Konami’s handheld adaptation of the series remains true to most of the formula that made the previous titles successful, but the minor deviations from the list of qualities that fans have come to expect from the Suikoden games may turn the more hardcore crowd away from Suikoden Tierkreis. What Tierkreis has done in an attempt to step away from traditional standards in the direction of a more basic handheld experience is remove the standard rune system in lieu of a somewhat simpler magic system. The newer system still allows characters to have up to four runes equipped, but limits each rune to granting characters only a single spell or ability whose element is determined randomly based on the move learned. This reworking may succeed in simplifying Tierkreis’ character customization process, but also limits the player from designing a character’s elemental affinity, and thus, the options in combat become less intimate to each player’s experience. Aside from this drawback, Tierkreis is gifted with a four-man party limit and three available character slots for the frontline and backline, giving the option of keeping long-range characters such as casters, archers, and spear users safe behind the more melee-oriented characters wielding swords, claws, hammers, and shields (amongst others). In addition, certain character combinations within a party enable the use of “combination” attacks, which deal hefty amounts of damage following small-scale cinematic scenes in exchange for consuming the turn of each character involved in the attack. During key plotline events where the use of multiple parties becomes required – such as storming a castle from different sides, or causing a commotion with one group so another group can infiltrate a key location – these strategic character choices and placement decisions become an integral part of surviving a complex attack. This required foresight draws the player into a degree of depth and planning that remains easy to manipulate but deep enough to keep your attention, as the series has been continually popular for. If ever having 108 playable characters required justification, these multiple-party scenarios succeed in doing so.
Where Tierkreis truly shines is in its story development. From as soon as you select “new game” to the moment you read “the end” you will be enthralled by a constant stream of in-game events that succeed only in afflicting you with the desire to find out what will happen next. Keeping in touch with the underlying Suikoden storyline themes of old, the plot revolves heavily around a political injustice that leads to rebellion and/or civil war. Tierkreis’ conflict is staged in a world that is gripped by an ever-growing religious faction known as “The One True Way”, which believes that all of life’s events and emotions are pre-determined and to deviate from your pre-determined future is a crime punishable by exile or death. This “restriction” forces citizens into certain professions, relationships, and status, and at the top of the pre-determined food chain resides a bishop who acts on behalf of the One King, Tierkreis’ omnipotent antagonist. As you can imagine, such a large scale web of social control bodes ill for some, and as the influence of The One True Way leaves the larger capital cities and begins to encroach on smaller outlying villages, we are introduced to our hero. Whilst patrolling the border of their home, our hero, along with three of his village friends chance upon a “chronicle” – books that induce a vision of an alternate world’s history and grant its viewers the ability to use “marks of the stars”, the runes that Tierkreis’ magic system functions on. With their new-found ability to wield magic and the chronicle’s knowledge of how other worlds suffered at the hands of The One True Way, our heroes and initial 4 members of the 108 stars of destiny set out on a journey to recruit an army large enough to oppose The One King. With this, the stage for the unfolding events of the game is set to capture your interest and keep you satisfied well into the final credits, at which point you can choose whether to embark on the game’s nifty wi-fi quest options.

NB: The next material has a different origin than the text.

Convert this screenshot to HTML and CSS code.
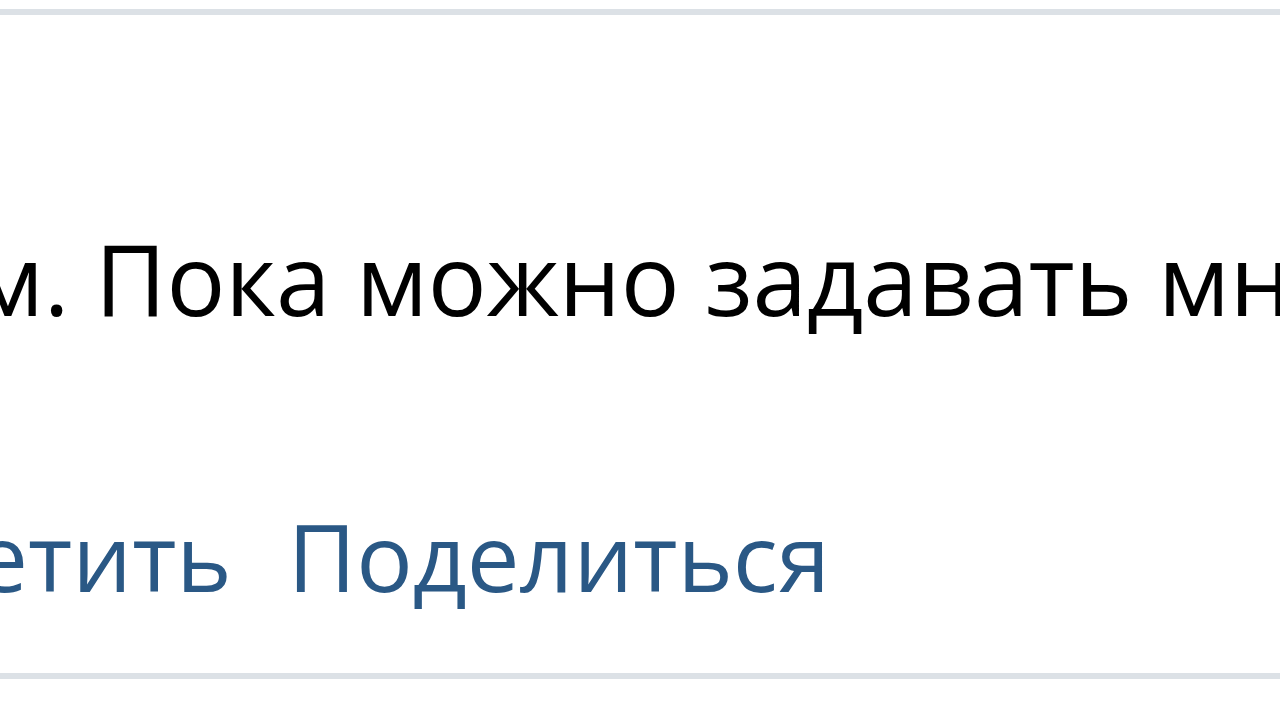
FILE: index.html
```html
<!DOCTYPE html>
<html lang="ru">
<head>
  <meta charset="UTF-8">
  <title>Комментарий</title>
  <link rel="stylesheet" href="styles.css">
</head>
<body>
  <div class="reply">
    <div class="divider"></div>

    <!-- Reply text -->
    <div class="reply-text">м. Пока можно задавать много вопросов</div>

    <!-- Reply actions -->
    <div class="reply-actions">
      <a class="action" href="#">Ответить</a>
      <a class="action" href="#">Поделиться</a>
    </div>

    <div class="divider"></div>
  </div>
</body>
</html>
```

FILE: styles.css
```css
body {
  margin: 0;
  background: #fff;
  font-family: "Open Sans", "Liberation Sans", Arial, sans-serif;
  overflow: hidden;
}

.reply {
  width: 1280px;
  height: 720px;
  overflow: hidden;
  padding-top: 9px;
  box-sizing: border-box;
}

.divider {
  height: 6px;
  background: #dce1e6;
}

.reply-text {
  margin-top: 196px;
  margin-left: -28px;
  font-size: 98px;
  line-height: 134px;
  color: #000;
  white-space: nowrap;
}

.reply-actions {
  margin-top: 147px;
  margin-left: -196px;
  font-size: 94px;
  line-height: 128px;
  white-space: nowrap;
  display: flex;
  gap: 56px;
}

.action {
  color: #2a5885;
  text-decoration: none;
}

.reply-actions + .divider {
  margin-top: 53px;
}
```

However, it goes without saying that every rose must also have its thorns, and Tierkreis is no exception. As memorable a story as Tierkreis boasted, the game is plagued with some of the most horrendous voice acting that any title has ever suffered from. The main protagonist’s voice sounds abysmal and similar to being forced to fit entire lines of script into three-second intervals, and only a few of the many voiced characters stand even a remote distance away from being dry, boring, and absolutely forgettable.

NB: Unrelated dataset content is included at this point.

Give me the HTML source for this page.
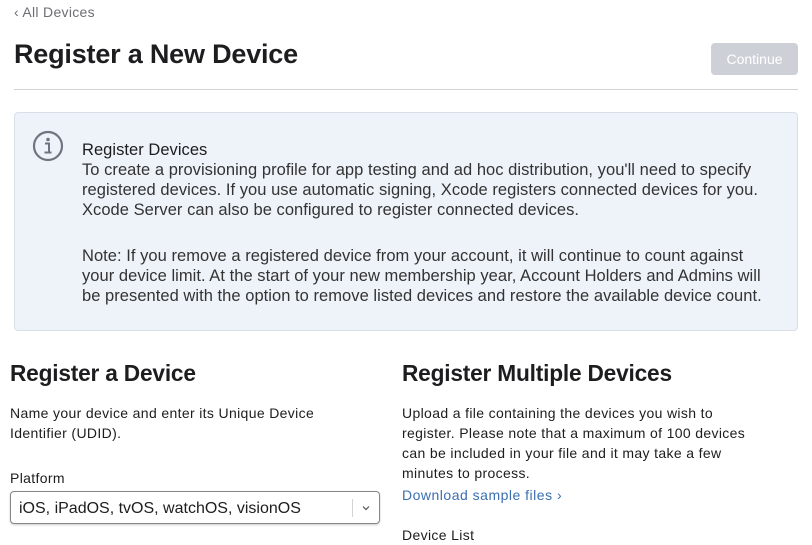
<!DOCTYPE html>
<html><head><meta charset="utf-8"><style>
*{margin:0;padding:0;box-sizing:border-box}
body{width:812px;height:545px;overflow:hidden;background:#fff;font-family:"Liberation Sans",sans-serif;color:#1d1d1f;position:relative}
.a{position:absolute;white-space:nowrap}
.back{left:14px;top:4px;font-size:14px;color:#6e6e73;letter-spacing:0.3px}
h1{position:absolute;left:14px;top:39px;font-size:27px;font-weight:bold;letter-spacing:-0.2px}
.btn{position:absolute;left:711px;top:43px;width:87px;height:32px;background:#cdd1d7;border-radius:4px;color:#fff;font-size:14px;text-align:center;line-height:32px}
.hr{position:absolute;left:14px;top:89px;width:784px;height:1px;background:#d2d2d7}
.box{position:absolute;left:14px;top:112px;width:784px;height:219px;background:#eef3fa;border:1px solid #d9dfe8;border-radius:4px}
.info{position:absolute;left:82px;top:140px;font-size:16.5px;line-height:20px;letter-spacing:0.04px;color:#333;white-space:nowrap}
h2{position:absolute;font-size:22.7px;font-weight:bold;top:360px;letter-spacing:-0.2px}
.p{position:absolute;font-size:14px;line-height:20px;letter-spacing:0.35px;color:#1d1d1f;white-space:nowrap}
.sel{position:absolute;left:10px;top:491px;width:370px;height:33px;border:1px solid #86868b;border-radius:4px;box-shadow:0 1px 2px rgba(0,0,0,.2);font-size:16px;line-height:33px;padding-left:8px}
</style></head><body>
<div class="a back">‹ All Devices</div>
<h1>Register a New Device</h1>
<div class="btn">Continue</div>
<div class="hr"></div>
<div class="box"></div>
<svg class="a" style="left:32px;top:130px" width="32" height="32" viewBox="0 0 32 32"><circle cx="16" cy="16" r="14" fill="none" stroke="#6e7480" stroke-width="2.2"/><circle cx="16" cy="9.5" r="1.8" fill="#6e7480"/><path d="M13 13.5h4v9M12.5 22.5h7" fill="none" stroke="#6e7480" stroke-width="2"/></svg>
<div class="info"><div style="color:#1d1d1f">Register Devices</div>To create a provisioning profile for app testing and ad hoc distribution, you'll need to specify<br>registered devices. If you use automatic signing, Xcode registers connected devices for you.<br>Xcode Server can also be configured to register connected devices.<br><br><div style="margin-top:6px">Note: If you remove a registered device from your account, it will continue to count against<br>your device limit. At the start of your new membership year, Account Holders and Admins will<br>be presented with the option to remove listed devices and restore the available device count.</div></div>
<h2 style="left:10px">Register a Device</h2>
<h2 style="left:402px">Register Multiple Devices</h2>
<div class="p" style="left:10px;top:403px">Name your device and enter its Unique Device<br>Identifier (UDID).</div>
<div class="p" style="left:10px;top:468px">Platform</div>
<div class="sel">iOS, iPadOS, tvOS, watchOS, visionOS<span style="position:absolute;left:341px;top:7px;height:18px;width:1px;background:#d2d2d7"></span><svg style="position:absolute;left:351px;top:13px" width="8" height="6" viewBox="0 0 8 6"><path d="M1 1.5l3 3 3-3" fill="none" stroke="#555" stroke-width="1.2"/></svg></div>
<div class="p" style="left:402px;top:403px">Upload a file containing the devices you wish to<br>register. Please note that a maximum of 100 devices<br>can be included in your file and it may take a few<br>minutes to process.</div>
<div class="p" style="left:402px;top:485px;color:#3a6fb0;letter-spacing:0.5px">Download sample files ›</div>
<div class="p" style="left:402px;top:525px">Device List</div>
</body></html>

Suikoden Tierkreis isn’t perfect, but its strengths more than make up for its few weaknesses, and as a game representing a series whose fans have come to expect a degree of quality, it does the previous Suikoden titles justice in its successful orientation into the world of handheld gaming. If you own a DS and enjoy RPGs, then you should own Suikoden Tierkreis, that is to say you possess the constitution to persevere through what may very well be the worst voice acting in videogame history, and aren’t so much of a stickler for Suikoden formula that the alterations to the rune system throw off your enjoyment.